Star Entertainment, Australia's second-largest casino operator, is facing a deepening financial crisis after a proposed refinancing deal of up to A$940 million ($590 million) with Salter Brothers Capital collapsed. The Sydney-based company revealed that key conditions for the Salter agreement could not be met in time to address its urgent liquidity needs.
This setback leaves Star Entertainment in a precarious position. According to reports by the Australian Financial Review, the company has enough cash to operate for only one more week. Star's shares remain suspended on the Australian Securities Exchange as uncertainty grows around its future viability.
In a bid to stay afloat, Star is now exploring a new offer from U.S.-based casino group Bally’s Corp. The proposal, submitted on March 10, includes a A$250 million recapitalization package that would give Bally’s a controlling 50.1% stake in the embattled company. However, no deal has been finalized.

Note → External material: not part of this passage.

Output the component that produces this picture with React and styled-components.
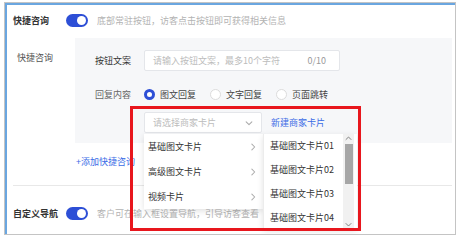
import React from "react";
import styled, { createGlobalStyle } from "styled-components";

const Global = createGlobalStyle`
  html, body { margin: 0; padding: 0; background: #fff; }
  body { font-family: "Noto Sans CJK SC", "Noto Sans", sans-serif; }
  * { box-sizing: border-box; }
`;

const Frame = styled.div`
  position: relative;
  margin: 2px 0 0 4px;
  width: 452px;
  height: 233px;
  border: 1px solid #c4c4c4;
  box-shadow: inset 2px 2px 0 #6aa6e0;
  padding: 7px 3px 0 8px;
  font-size: 9px;
  color: #333;
  overflow: hidden;
`;

const Row = styled.div`
  display: flex;
  align-items: center;
  height: 20px;
  margin-top: ${(p) => p.$mt || 0}px;
`;

const MainLabel = styled.div`
  width: 53px;
  font-weight: 600;
  color: #333;
  white-space: nowrap;
`;

const Toggle = styled.div`
  width: 22px;
  height: 13px;
  border-radius: 7px;
  background: #2d4fd6;
  position: relative;
  flex: none;
  &::after {
    content: "";
    position: absolute;
    right: 2px;
    top: 2px;
    width: 9px;
    height: 9px;
    border-radius: 50%;
    background: #fff;
  }
`;

const Desc = styled.div`
  margin-left: 9px;
  color: #b3b3b3;
  white-space: nowrap;
  overflow: hidden;
  max-width: ${(p) => (p.$maxw ? `${p.$maxw}px` : "none")};
`;

const Section = styled.div`
  display: flex;
  margin-top: 8px;
`;

const SubLabel = styled.div`
  width: 62px;
  padding: 10px 0 0 4px;
  line-height: 20px;
  color: #555;
  flex: none;
`;

const Panel = styled.div`
  flex: 1;
  background: #f6f7f9;
  padding: 12px 0 10px 20px;
  display: flex;
  flex-direction: column;
`;

const FieldRow = styled.div`
  display: flex;
  align-items: center;
  height: 21px;
  margin-top: ${(p) => p.$mt || 0}px;
  padding-left: ${(p) => p.$indent || 0}px;
`;

const FieldLabel = styled.div`
  width: 49px;
  color: ${(p) => (p.$muted ? "#666" : "#333")};
  flex: none;
`;

const Input = styled.div`
  width: 196px;
  height: 21px;
  background: #fff;
  border: 1px solid #e4e6ea;
  border-radius: 2px;
  display: flex;
  align-items: center;
  justify-content: space-between;
  padding: 0 13px 0 8px;
  color: #bcbcbc;
`;

const Count = styled.span`
  color: #999;
`;

const RadioItem = styled.div`
  display: flex;
  align-items: center;
  margin-right: 14px;
  color: #444;
`;

const RadioDot = styled.span`
  width: 11px;
  height: 11px;
  border-radius: 50%;
  background: #fff;
  border: ${(p) => (p.$on ? "3px solid #2d4fd6" : "1px solid #dcdcdc")};
  margin-right: 5px;
  flex: none;
`;

const SelectWrap = styled.div`
  position: relative;
`;

const Select = styled.div`
  width: 118px;
  height: 21px;
  background: #fff;
  border: 1px solid #e4e6ea;
  border-radius: 2px;
  display: flex;
  align-items: center;
  justify-content: space-between;
  padding: 0 8px 0 8px;
  color: #bcbcbc;
`;

const Link = styled.div`
  color: #3b6ce6;
  margin-left: ${(p) => p.$ml || 0}px;
  white-space: nowrap;
`;

const Dropdown = styled.div`
  position: absolute;
  left: 0;
  top: calc(100% + 1px);
  display: flex;
  align-items: flex-start;
  z-index: 5;
`;

const Column = styled.div`
  width: ${(p) => p.$w}px;
  height: ${(p) => p.$h}px;
  background: #fff;
  box-shadow: 0 2px 6px rgba(0, 0, 0, 0.12);
  display: flex;
  border-left: ${(p) => (p.$sep ? "1px solid #ececec" : "none")};
`;

const List = styled.div`
  flex: 1;
  display: flex;
  flex-direction: column;
`;

const Item = styled.div`
  height: 25px;
  display: flex;
  align-items: center;
  justify-content: space-between;
  padding: 0 6px 0 ${(p) => p.$pl || 4}px;
  color: #333;
  white-space: nowrap;
`;

const Track = styled.div`
  width: 11px;
  margin-right: 3px;
  background: #f1f1f1;
  display: flex;
  flex-direction: column;
  align-items: center;
  justify-content: space-between;
  padding: 1px 0;
`;

const Thumb = styled.div`
  width: 8px;
  height: 40px;
  background: #a6a6a6;
  margin-top: 2px;
`;

const Spacer = styled.div`
  flex: 1;
`;

const AddLink = styled.div`
  height: 20px;
  line-height: 20px;
  margin: 9px 0 0 63px;
  color: #3b6ce6;
`;

const Divider = styled.div`
  height: 1px;
  background: #e8e8e8;
  margin-top: 13px;
`;

const RedBox = styled.div`
  position: absolute;
  left: 125px;
  top: 103px;
  width: 231px;
  height: 125px;
  border: 3px solid #e8161d;
  z-index: 10;
  pointer-events: none;
`;

const Chevron = ({ dir = "down", size = 7, color = "#999" }) => {
  const d = {
    down: "M1 2.5 L3.5 5 L6 2.5",
    up: "M1 4.5 L3.5 2 L6 4.5",
    right: "M2.5 1 L5 3.5 L2.5 6",
  }[dir];
  return (
    <svg width={size} height={size} viewBox="0 0 7 7" fill="none">
      <path d={d} stroke={color} strokeWidth="0.9" strokeLinecap="round" strokeLinejoin="round" />
    </svg>
  );
};

export default function App() {
  return (
    <>
      <Global />
      <Frame>
        <Row>
          <MainLabel>快捷咨询</MainLabel>
          <Toggle />
          <Desc>底部常驻按钮，访客点击按钮即可获得相关信息</Desc>
        </Row>
        <Section>
          <SubLabel>快捷咨询</SubLabel>
          <Panel>
            <FieldRow>
              <FieldLabel>按钮文案</FieldLabel>
              <Input>
                <span>请输入按钮文案，最多10个字符</span>
                <Count>0/10</Count>
              </Input>
            </FieldRow>
            <FieldRow $mt={13}>
              <FieldLabel $muted>回复内容</FieldLabel>
              <RadioItem><RadioDot $on />图文回复</RadioItem>
              <RadioItem><RadioDot />文字回复</RadioItem>
              <RadioItem><RadioDot />页面跳转</RadioItem>
            </FieldRow>
            <FieldRow $mt={7} $indent={49}>
              <SelectWrap>
                <Select>
                  <span>请选择商家卡片</span>
                  <Chevron dir="down" size={8} color="#aaa" />
                </Select>
                <Dropdown>
                  <Column $w={119} $h={75}>
                    <List>
                      {["基础图文卡片", "高级图文卡片", "视频卡片"].map((t) => (
                        <Item key={t}>
                          <span>{t}</span>
                          <Chevron dir="right" size={8} color="#aaa" />
                        </Item>
                      ))}
                    </List>
                  </Column>
                  <Column $w={94} $h={95} $sep>
                    <List>
                      {["01", "02", "03", "04"].map((n) => (
                        <Item key={n} $pl={6}>基础图文卡片{n}</Item>
                      ))}
                    </List>
                    <Track>
                      <Chevron dir="up" size={7} color="#777" />
                      <Thumb />
                      <Spacer />
                      <Chevron dir="down" size={7} color="#777" />
                    </Track>
                  </Column>
                </Dropdown>
              </SelectWrap>
              <Link $ml={9}>新建商家卡片</Link>
            </FieldRow>
          </Panel>
        </Section>
        <AddLink>+添加快捷咨询</AddLink>
        <Divider />
        <Row $mt={17}>
          <MainLabel>自定义导航</MainLabel>
          <Toggle />
          <Desc $maxw={165}>客户可在输入框设置导航，引导访客查看</Desc>
        </Row>
        <RedBox />
      </Frame>
    </>
  );
}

The fallout from the Salter deal stems from failed negotiations involving state governments, regulators, and lenders. Star cited difficulties in meeting lender demands, particularly regarding security rights over non-gaming assets, as a major reason for the deal's collapse.
Star has been under mounting pressure due to ongoing regulatory investigations and a worsening debt situation. The company is also unable to file its half-year financial results, citing the lack of a viable refinancing plan.
With regulatory scrutiny intensifying and financial lifelines slipping away, Star’s future hinges on whether Bally’s proposal can meet approval in time. The company acknowledged there remains "material uncertainty" about its ability to continue operating.
Investors and regulators now await the next move as Star seeks urgent funding to avoid collapse.